Electrochemical-Thermal Modeling of Large-Format, Thin-Film, Lithium-Ion Batteries with Cocurrent and Countercurrent Tab Connections Using a Reduced-Order Model

We derive and implement a new reduced-order model for the simulation of large-format, thin-film batteries with cocurrent and countercurrent tab connections. We employ the multi-site, multi-reaction (MSMR) framework to describe the solid phase thermodynamics as well as irreversible phenomena associated with diffusion and electrochemical reactions for a graphite negative and a spinel manganese oxide positive. The calculations are streamlined by using the reduced-order electrochemical model for a porous electrode derived by means of a perturbation analysis, which we term ROM1. For discharge rates less than 1 C, where the 1 C rate corresponds to the current needed to fully discharge the cell in 1 h, ROM1 yields accurate results for traction-battery electrodes.
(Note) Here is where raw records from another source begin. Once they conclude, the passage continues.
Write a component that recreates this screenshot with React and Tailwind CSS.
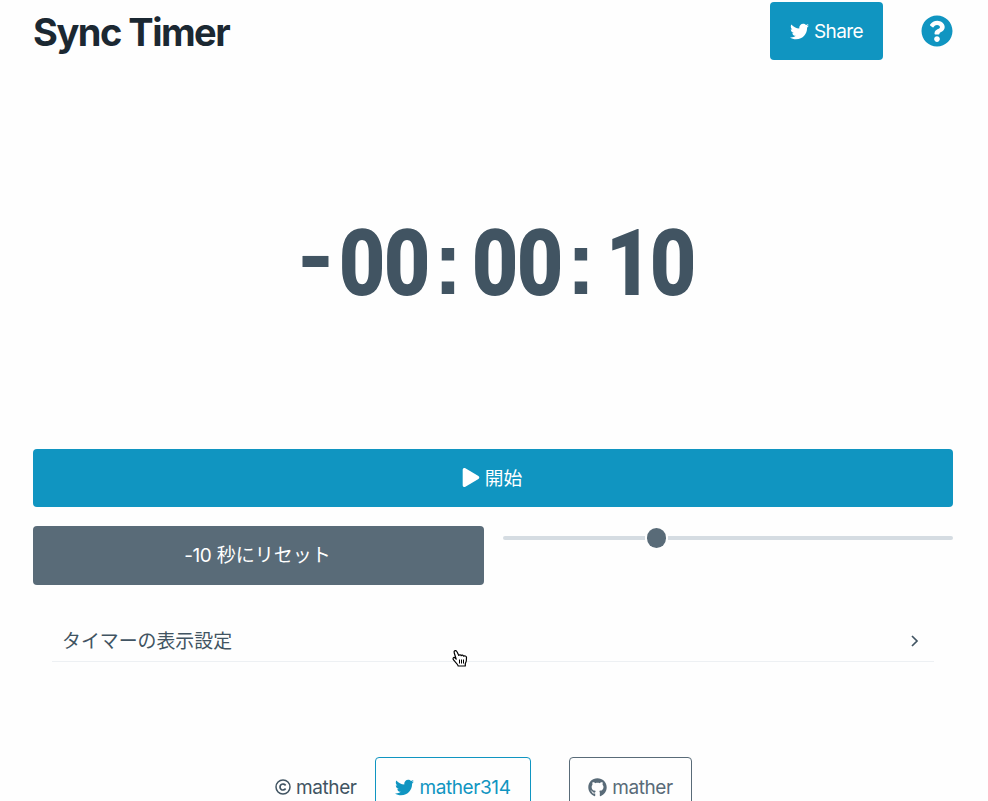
import { FaTwitter, FaQuestionCircle, FaPlay, FaGithub } from "react-icons/fa";

const glyphStyles = {
  digit: "inline-block origin-center scale-x-[0.86] font-['Roboto',sans-serif] text-[93.5px] font-black",
  minus: "inline-block origin-center -translate-x-[2px] -translate-y-[9px] scale-x-[1.1] font-['Liberation_Sans',sans-serif] text-[93px] font-bold",
  colon: "inline-block origin-center -translate-x-[3px] scale-x-[0.98] font-['Liberation_Sans',sans-serif] text-[90px] font-bold",
};

function glyphStyle(char) {
  if (char === "-") return glyphStyles.minus;
  if (char === ":") return glyphStyles.colon;
  return glyphStyles.digit;
}

function TimerDisplay({ value }) {
  return (
    <div className="flex h-[100px] justify-center pl-[3px] leading-[100px] text-[#415462]">
      {value.split("").map((char, i) => (
        <span key={i} className="flex w-[44.4px] shrink-0 justify-center">
          <span className={glyphStyle(char)}>{char}</span>
        </span>
      ))}
    </div>
  );
}

function CopyrightIcon() {
  return (
    <svg width="16" height="16" viewBox="0 0 16 16" fill="none" stroke="currentColor" strokeWidth="1.5" aria-hidden="true">
      <circle cx="8" cy="8" r="7" />
      <path d="M10.600 6.500A3 3 0 1 0 10.600 9.500" strokeWidth="1.700" />
    </svg>
  );
}

function HandCursor() {
  return (
    <svg className="absolute top-[649px] left-[451px]" width="17" height="18" viewBox="0 0 17 18" aria-hidden="true">
      <path
        d="M5.200 10.200 3.200 3.700C2.500 1.500 5.200.7 6 2.700L7.800 6.500c.4-1 2-1 2.400.2.600-.9 2-.6 2.300.5.900-.8 2.900-.2 3 1.200.2 3-.3 4.600-1.200 6.200V17H7.200c-.5-2-2.300-3.300-4.500-5.800C1 9 2.800 7.800 4.200 9Z"
        fill="white"
        stroke="black"
        strokeWidth="1.2"
        strokeLinejoin="round"
      />
      <path d="M8.500 10.500v4M10.500 10.500v4M12.500 10.500v4" stroke="black" />
    </svg>
  );
}

export default function App() {
  return (
    <div className="relative h-[801px] w-[988px] overflow-hidden bg-[#fefefe] px-[33px] font-['Inter','Noto_Sans_CJK_JP',sans-serif] text-[19px] leading-[28px] text-[#415462]">
      <header className="flex h-[60px] items-start pt-[2px]">
        <h1 className="pt-[2px] text-[38px] leading-[56px] font-bold tracking-[-1.5px] text-[#1b2832]">Sync Timer</h1>
        <button className="ml-auto flex h-[58px] w-[113px] items-center justify-center gap-[5px] rounded-[4px] bg-[#1095c1] tracking-[-0.6px] text-white">
          <FaTwitter className="size-[19px]" />
          <span className="pt-[2px]">Share</span>
        </button>
        <button className="mr-[2px] ml-[38px] flex h-[58px] items-center text-[#1095c1]" aria-label="Help">
          <FaQuestionCircle className="size-[32px]" />
        </button>
      </header>

      <main>
        <section className="flex h-[389px] flex-col pt-[153px]">
          <TimerDisplay value="-00:00:10" />
        </section>

        <button className="flex h-[58px] w-[920px] items-center justify-center gap-[5px] rounded-[4px] bg-[#1095c1] pr-[2px] text-white">
          <FaPlay className="mb-px h-[19px] w-[18px]" />
          <span className="pt-px text-[18.7px]">開始</span>
        </button>

        <div className="mt-[19px] flex gap-[19px]">
          <button className="h-[59px] w-[451px] rounded-[4px] bg-[#596b78] pr-[2px] text-white">
            <span className="tracking-[-0.4px]">-10</span> 秒にリセット
          </button>
          <div className="flex h-[24px] w-[450px] items-center">
            <span className="h-[4px] w-[142px] rounded-l-[2px] bg-[#d5dce2]" />
            <span className="mx-[2px] h-[20px] w-[19px] rounded-full bg-[#596b78]" />
            <span className="h-[4px] flex-1 rounded-r-[2px] bg-[#d5dce2]" />
          </div>
        </div>

        <div className="mt-[36px] ml-[19px] flex h-[41px] w-[882px] items-center justify-between border-b border-[#edf0f3] pr-[14px] pl-[10px]">
          <span className="pt-[2px] text-[18.9px]">タイマーの表示設定</span>
          <svg width="10" height="12" viewBox="0 0 10 12" fill="none" stroke="currentColor" strokeWidth="1.7" aria-hidden="true">
            <path d="m2 1 5 5-5 5" />
          </svg>
        </div>
      </main>

      <footer className="mt-[95px] ml-[242px] flex items-start tracking-[-0.4px]">
        <div className="flex h-[60px] w-[100px] items-center gap-[5px]">
          <CopyrightIcon />
          <span className="pt-px">mather</span>
        </div>
        <a className="flex h-[60px] w-[156px] items-center justify-center gap-[5px] rounded-[4px] border border-[#1095c1] text-[#1095c1]">
          <FaTwitter className="size-[19px]" />
          <span className="pt-px">mather314</span>
        </a>
        <a className="ml-[38px] flex h-[60px] w-[123px] items-center justify-center gap-[5px] rounded-[4px] border border-[#596b78] text-[#596b78]">
          <FaGithub className="size-[19px]" />
          <span className="pt-px">mather</span>
        </a>
      </footer>
      <HandCursor />
    </div>
  );
}
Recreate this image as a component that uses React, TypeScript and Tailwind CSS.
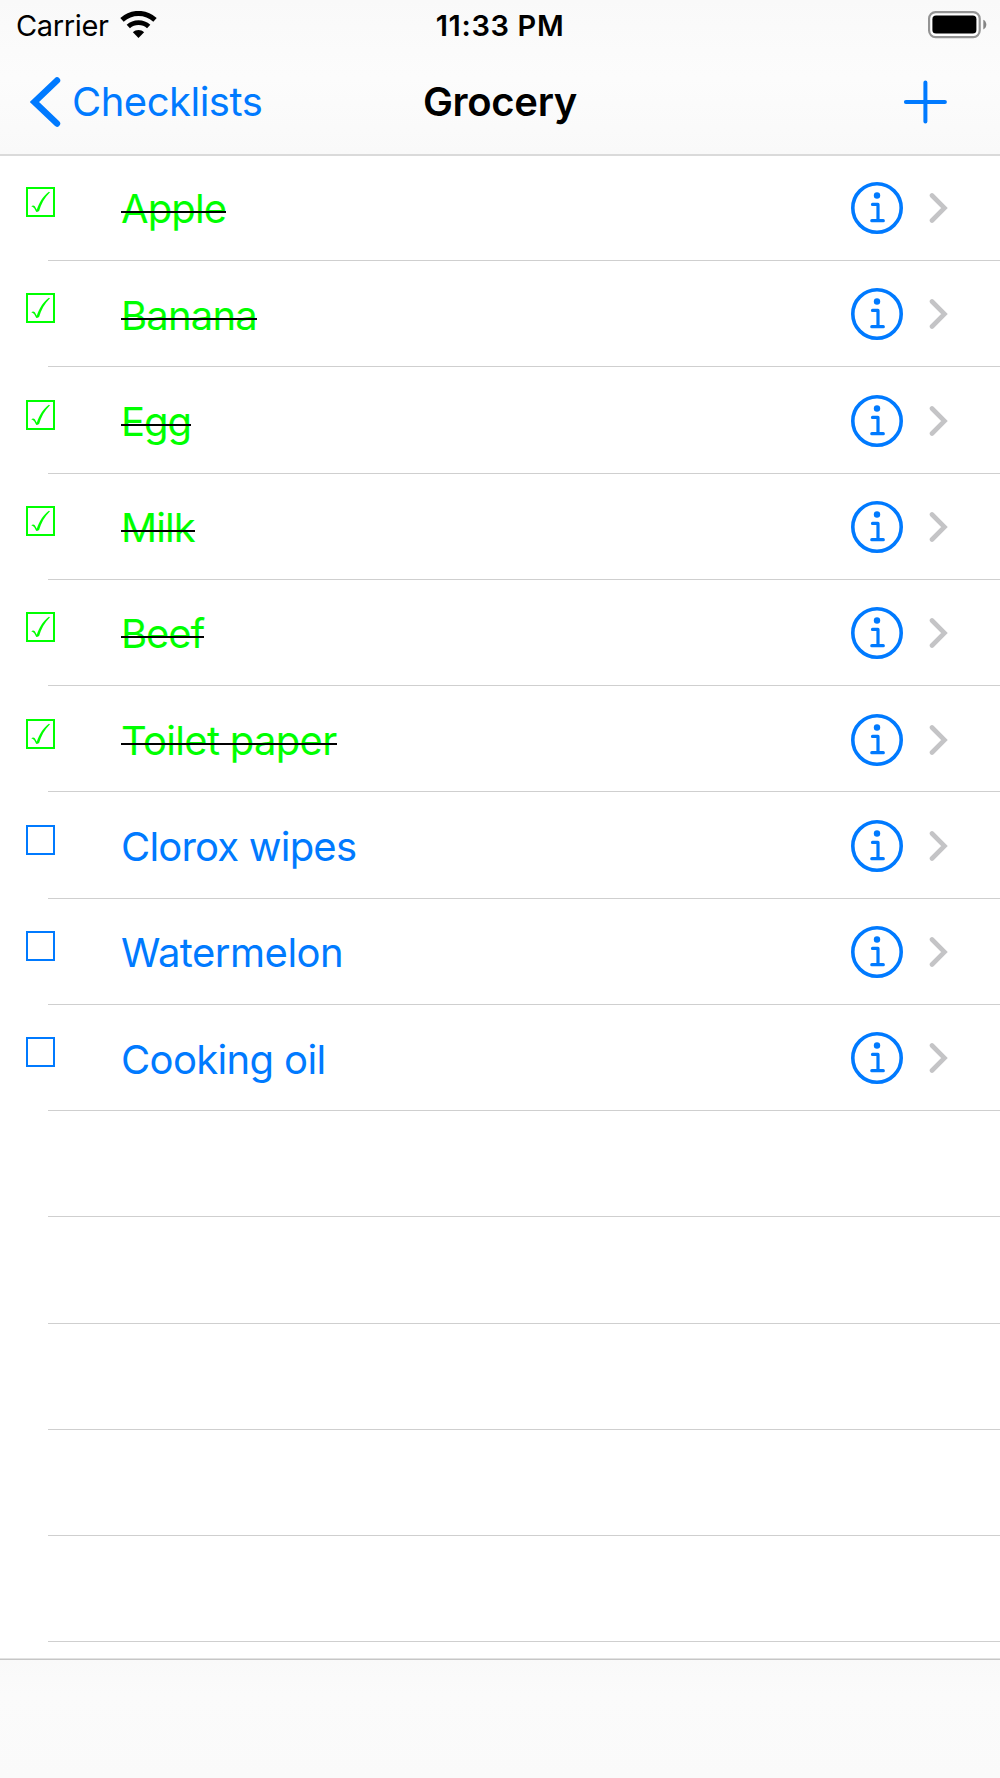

We employ ROM1 in the cell energy balance, with the overall results allowing one to clarify the current and temperature distributions within the cell during discharge and isolate and identify the different heat sources. The governing partial differential equations are coupled and nonlinear in part due to the temperature dependence of the physicochemical properties. We show how cocurrent tab locations yield higher cell energy densities, while countercurrent tab locations yield more uniform current and temperature distributions. Sensitivity analyses underscore the flexibility of the approach. Overall, the equation system and open-source (Python) software enables an efficient and rational tool for cell design and integration.